Motorway speed, cold and wheels can matter more than the cycle name
Aerodynamic drag rises quickly with speed. In cold weather, energy also heats the battery and cabin, while battery performance and charging are temperature-sensitive. One controlled US Department of Energy comparison found that EV fuel economy in 20°F (about −7°C) city driving could fall by nearly 40%. That is not a universal winter deduction; it shows why the operating conditions matter.
Before a long trip, check recent consumption at a similar speed and temperature. Precondition while plugged in, set tyre pressures correctly, and add margin for headwinds and elevation. Use the AutoCore car catalogue to compare battery and powertrain versions, then keep the owner guides for practical operating questions.
Frequently asked questions
Which EV range cycle is the most realistic?+
Can I convert CLTC to WLTP exactly?+
Should I use gross or usable battery capacity?+
Why can motorway range be lower than city range?+
How should I estimate winter range?+
Why this matters when comparing Chinese EVs
Large CLTC numbers often reach listings before local test results do.
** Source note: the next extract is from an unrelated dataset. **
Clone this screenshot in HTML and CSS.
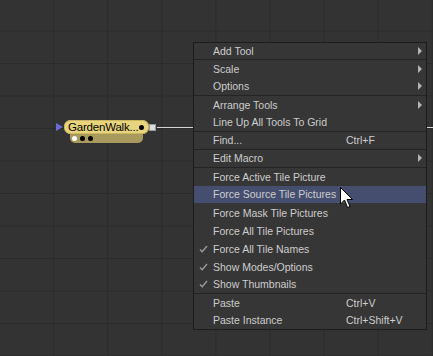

A buyer who understands the cycle and can calculate distance from energy compares cars more fairly, chooses the right battery and plans charging with a sensible reserve.
Sources and standards
Editor verdict
Use CLTC, WLTP and EPA to compare vehicles within the same standard. For a purchase or a trip, calculate two personal numbers: full range from usable energy and consumption, then working range inside your chosen charging window. That is more honest than any universal converter.